Il figlio di Shuma-usur, figlio di Shuma-iddina, discendente di Deke, è nato. In quel momento Sin era sotto il Corno dello Scorpione. Marduk nelle Code, Ishtar nel Toro, Ninurtu in Cancro. Nergal in Gemelli, Nabu era ancora invisibile…”. Asharidu, il sacerdote, parlava con la sua voce aspra e un po’ stanca, riferendo i risultati della sua osservazione notturna del cielo di Babilonia. Ormai cominciava ad invecchiare; ma, in fondo, la stesura di un tema astrologico individuale era preferibile alla noia opprimente che lo invadeva durante la compilazione degli almanacchi: i lunghissimi elenchi del sorgere e del tramontare dei pianeti in ogni giorno dell’anno lo sfibravano e lo infastidivano sempre più. D’altra parte, erano generazioni e generazioni che i membri della sua famiglia, prima a Ninive, poi a Babilonia, scrutavano nel cielo i movimenti degli “dei con il lume”. Ed era anche preferibile, tutto sommato, avere a che fare con i cataloghi stellari (e con la pigrizia dello scriba che era stato costretto ad assumere da quando le sue mani non rispondevano più come un tempo) piuttosto che con le interiora degli agnelli, dalle cui viscere si potevano trarre auspici…
Le parole che abbiamo posto in bocca ad Asharidu sono quelle di un testo cuneiforme databile al 410 a.C. Le Code sono i Pesci ed il Corno dello Scorprione è uno dei piatti della Bilancia. Quanto al nome dei pianeti, Sin è la Luna, Marduk è stato identificato con Giove, Ishtar è Venere, Nergal è Marte, in Nabu si individua Mercurio, Ninurtu è Saturno. Manca Shamash, il Sole.

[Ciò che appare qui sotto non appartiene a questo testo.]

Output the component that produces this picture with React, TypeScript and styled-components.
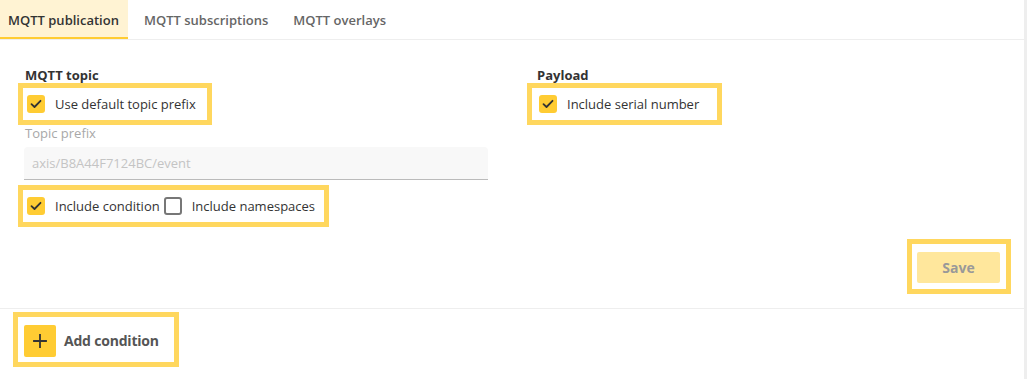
import React from "react";
import styled, { createGlobalStyle, css } from "styled-components";

const Global = createGlobalStyle`
  html, body { margin: 0; padding: 0; background: #ffffff; }
  body { font-family: "Open Sans", "Noto Sans", "Liberation Sans", sans-serif; color: #333333; }
  * { box-sizing: border-box; }
`;

const HL = "#ffd75e";

const highlight = css`
  outline: 5px solid ${HL};
`;

const Page = styled.div`
  width: 1027px;
  min-height: 379px;
  border-right: 3px solid #eeeeee;
  display: flex;
  flex-direction: column;
`;

const TabBar = styled.div`
  display: flex;
  gap: 8px;
  height: 40px;
  border-bottom: 1px solid #eeeeee;
`;

const Tab = styled.div<{ $active?: boolean }>`
  height: 39px;
  padding: 2px 9px 0 8px;
  display: flex;
  align-items: center;
  font-size: 13px;
  font-weight: 600;
  color: ${(p) => (p.$active ? "#333333" : "#666666")};
  background: ${(p) => (p.$active ? "#fff3d3" : "transparent")};
  border-bottom: 2px solid ${(p) => (p.$active ? "#ffcc33" : "transparent")};
`;

const Form = styled.div`
  padding: 26px 24px 19px;
  border-bottom: 1px solid #eeeeee;
`;

const Columns = styled.div`
  display: grid;
  grid-template-columns: 464px 464px;
  column-gap: 48px;
`;

const Column = styled.div`
  display: flex;
  flex-direction: column;
  align-items: flex-start;
`;

const SectionTitle = styled.div`
  font-size: 13px;
  font-weight: 700;
  line-height: 18px;
  color: #333333;
  padding-left: 1px;
`;

const CheckRow = styled.div<{ $shift: number; $padL: number; $padR: number; $mt: number }>`
  ${highlight};
  display: flex;
  align-items: center;
  height: 32px;
  margin-left: ${(p) => p.$shift}px;
  margin-top: ${(p) => p.$mt}px;
  padding: 0 ${(p) => p.$padR}px 0 ${(p) => p.$padL}px;
  gap: 4px;
`;

const CheckItem = styled.label`
  display: flex;
  align-items: center;
  gap: 10px;
  font-size: 13px;
  color: #333333;
  line-height: 18px;
`;

const Box = styled.span<{ $checked?: boolean }>`
  width: 18px;
  height: 18px;
  border-radius: 3px;
  flex: none;
  display: flex;
  align-items: center;
  justify-content: center;
  background: ${(p) => (p.$checked ? "#ffcc33" : "#ffffff")};
  border: ${(p) => (p.$checked ? "none" : "2px solid #777777")};
`;

const FieldLabel = styled.div`
  margin-top: 4px;
  font-size: 13px;
  line-height: 18px;
  color: #a8a8a8;
  padding-left: 1px;
`;

const Input = styled.div`
  margin-top: 5px;
  width: 464px;
  height: 33px;
  background: #f8f8f8;
  border-bottom: 1px solid #bbbbbb;
  border-radius: 4px 4px 0 0;
  display: flex;
  align-items: center;
  padding-left: 8px;
  font-size: 13px;
  color: #c4c4c4;
`;

const Actions = styled.div`
  display: flex;
  justify-content: flex-end;
  margin-top: 22px;
  margin-right: -6px;
`;

const SaveWrap = styled.div`
  ${highlight};
  padding: 8px 6px 6px 5px;
`;

const SaveButton = styled.button`
  width: 83px;
  height: 31px;
  border: none;
  border-radius: 2px;
  background: #ffe79c;
  color: #999999;
  font-family: inherit;
  font-size: 14px;
  font-weight: 700;
  display: flex;
  align-items: center;
  justify-content: center;
`;

const Bottom = styled.div`
  padding: 8px 0 0 18px;
`;

const AddButton = styled.div`
  ${highlight};
  display: inline-flex;
  align-items: flex-start;
  gap: 8px;
  width: 156px;
  height: 45px;
  padding: 8px 0 0 6px;
`;

const PlusBox = styled.span`
  width: 32px;
  height: 32px;
  border-radius: 2px;
  background: #ffcc33;
  display: flex;
  align-items: center;
  justify-content: center;
`;

const AddLabel = styled.span`
  font-size: 14px;
  font-weight: 700;
  color: #555555;
  line-height: 32px;
  letter-spacing: -0.2px;
`;

const Check = () => (
  <svg width="12" height="10" viewBox="0 0 12 10" fill="none">
    <path d="M1.5 5.2 L4.5 8 L10.5 1.8" stroke="#333" strokeWidth="1.8" strokeLinecap="round" strokeLinejoin="round" />
  </svg>
);

const Checkbox = ({ checked, label }: { checked?: boolean; label: string }) => (
  <CheckItem>
    <Box $checked={checked}>{checked && <Check />}</Box>
    {label}
  </CheckItem>
);

export default function App() {
  return (
    <>
      <Global />
      <Page>
        <TabBar>
          <Tab $active>MQTT publication</Tab>
          <Tab>MQTT subscriptions</Tab>
          <Tab>MQTT overlays</Tab>
        </TabBar>
        <Form>
          <Columns>
            <Column>
              <SectionTitle>MQTT topic</SectionTitle>
              <CheckRow $shift={-1} $padL={4} $padR={11} $mt={4}>
                <Checkbox checked label="Use default topic prefix" />
              </CheckRow>
              <FieldLabel>Topic prefix</FieldLabel>
              <Input>axis/B8A44F7124BC/event</Input>
              <CheckRow $shift={-1} $padL={4} $padR={9} $mt={10}>
                <Checkbox checked label="Include condition" />
                <Checkbox label="Include namespaces" />
              </CheckRow>
            </Column>
            <Column>
              <SectionTitle>Payload</SectionTitle>
              <CheckRow $shift={-4} $padL={7} $padR={18} $mt={4}>
                <Checkbox checked label="Include serial number" />
              </CheckRow>
            </Column>
          </Columns>
          <Actions>
            <SaveWrap>
              <SaveButton>Save</SaveButton>
            </SaveWrap>
          </Actions>
        </Form>
        <Bottom>
          <AddButton>
            <PlusBox>
              <svg width="14" height="14" viewBox="0 0 14 14">
                <path d="M7 1v12M1 7h12" stroke="#333" strokeWidth="1.8" strokeLinecap="square" />
              </svg>
            </PlusBox>
            <AddLabel>Add condition</AddLabel>
          </AddButton>
        </Bottom>
      </Page>
    </>
  );
}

Ma torniamo nella casa di Asharidu…
“Al mio corpo non ti devi avvicinare, non mi devi precedere, non mi devi seguire; dove io sono non ti devi sedere, nella mia casa non devi entrare, nel mio tetto non devi albergare, sull’orma dei miei passi i tioi piedi non devi posare; dove io vado non devi andare, dove io entro non devi entrare”. Recitata questa vecchia formula dello scongiuro contro l’Ashakku (demone) del mal di testa, il sacerdote si mise al lavoro incidendo faticosamentre, quata volta da solo, la tavoletta con lo stilo.
“Mese di Aiar:
primo giorno: favorevole;
sesto: si prenda moglie e il cuore sarà contento:
ottavo: un personaggio importante sarà favorevole;…

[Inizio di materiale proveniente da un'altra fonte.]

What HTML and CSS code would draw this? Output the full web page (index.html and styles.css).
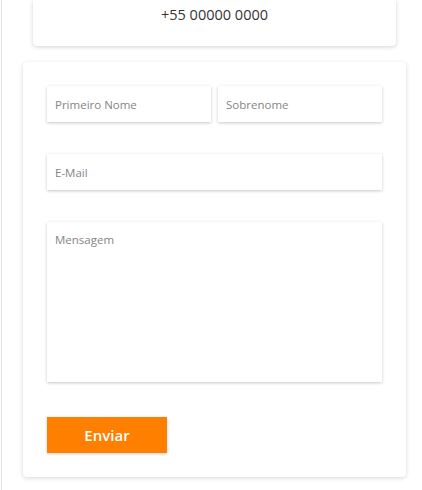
FILE: index.html
```html
<!DOCTYPE html>
<html lang="pt">
<head>
<meta charset="utf-8">
<title>Contato</title>
<link rel="stylesheet" href="styles.css">
</head>
<body>
<div class="page">
  <div class="info-card">
    <p class="phone">+55 00000 0000</p>
  </div>
  <form class="form-card">
    <div class="row">
      <input class="field" type="text" placeholder="Primeiro Nome">
      <input class="field" type="text" placeholder="Sobrenome">
    </div>
    <input class="field" type="email" placeholder="E-Mail">
    <textarea class="field message" placeholder="Mensagem"></textarea>
    <div class="actions">
      <button class="send" type="button">Enviar</button>
    </div>
  </form>
</div>
</body>
</html>
```

FILE: styles.css
```css
* { box-sizing: border-box; }
html, body { margin: 0; padding: 0; background: #fff; }
body {
  font-family: "Open Sans", "Noto Sans", sans-serif;
  color: #333;
}
.page {
  margin-left: 1px;
  border-left: 1px solid #e4e4e4;
  padding: 0 16px 0 21px;
  min-height: 100vh;
  display: flex;
  flex-direction: column;
  gap: 16px;
}
.info-card {
  margin: 0 10px;
  background: #fff;
  border-radius: 0 0 4px 4px;
  box-shadow: 0 1px 4px rgba(0,0,0,0.18);
  padding: 5px 0 21px;
  text-align: center;
}
.phone {
  margin: 0;
  font-size: 14.5px;
  line-height: 20px;
  color: #333;
}
.form-card {
  background: #fff;
  border-radius: 4px;
  box-shadow: 0 1px 4px rgba(0,0,0,0.16);
  padding: 24px;
  display: flex;
  flex-direction: column;
  gap: 32px;
}
.row {
  display: grid;
  grid-template-columns: 1fr 1fr;
  gap: 7px;
}
.field {
  display: block;
  width: 100%;
  height: 36px;
  border: none;
  outline: none;
  background: #fff;
  box-shadow: 0 1px 3px rgba(0,0,0,0.22);
  font-family: "Open Sans", "Noto Sans", sans-serif;
  font-size: 11.5px;
  color: #333;
  padding: 0 8px;
}
.field::placeholder { color: #858585; }
.message {
  height: 160px;
  resize: none;
  padding: 10px 8px;
  line-height: 16px;
}
.actions { margin-top: 3px; }
.send {
  width: 120px;
  height: 36px;
  border: none;
  background: #ff7f00;
  color: #fff;
  font-family: "Open Sans", "Noto Sans", sans-serif;
  font-size: 15px;
  font-weight: 600;
  box-shadow: 0 1px 3px rgba(0,0,0,0.2);
  padding: 0;
}
```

decimo: il dio nella via sarà favorevole…;
sedicesimo: gioia del cuore;
diciottesimo: si prepari il grano per il trasporto…
ventesimo: si uccida un serpente e si giungerà in primo rango
ventottersimo: arrivano notizie;
trentesimo: interamente favorevole.
Totale: nove giorni favorevoli nel mese di Aiar”.
Colonne e colonne di piccoli cunei venivano allineandosi; ma la mente di Asharidu prese a vagare lontano, lungo le Tre Strade, fissate dai suoi avi circa trecento anni prima: la Strada di Anu, dio del cielo, che sta sopra il Polo, dove le stelle non smettono mai di girare; la Strada di Enlil, dio dell’aria, che i Greci – Asharidu non lo sapeva – avrebbero chiamato Zodiaco; la Strada di Ea, dio dell’abisso, giù nell’azzurro oceano. La sua ambizione, l’opera per cui gli sarebbe piaciuto essere ricordato, era la compilazione di una tavola che contenesse le costellazioni sulla via di Sin, il dio della Luna, che tanti e tanti anni prima i Shumer, i coltivatori della terra, chiamavano Nanna. Quella di Sin, in effetti, era una Quarta Strada e non corrispondeva perfettamente con quella di Shamash, il Sole, durante il corso dell’anno. Oltre al Toro di Anu (Toro), ai Grandi Gemelli (Gemelli). Ad Al-Lul (Procione o Cancro), al Leone (Leone), al Solco o Spiga (Vergine), ai Corni dello Sorpione (Bilancia), allo Scorpione (Scorpione), all’Arciere (Sagittario), al Pesce-Capra (Capricorno), al Gigante o Grande Stella (Acquario), alle Code (Pesci), al Mercenario (Ariete), Sin attraversava altre stazioni. Già Asharidu aveva individuato la Spazzola per capelli (Pleiadi), il Vero Pastoredi Anu (Orione), il Vecchio (Perseo), il Falcetto (l’Auriga). Ma c’era ancora tanto da fare. Il tempo che gli restava da vivere non era molto, e buona parte di esso non doveva perderlo con oroscopi e presagi giornalieri… Asharidu, fantasticando sulla Strada di Sin, si addormentò. Lo stilo e la tavoletta, scivolatigli dalle mani, caddero sul pavimento. Ma non fecero molto rumore.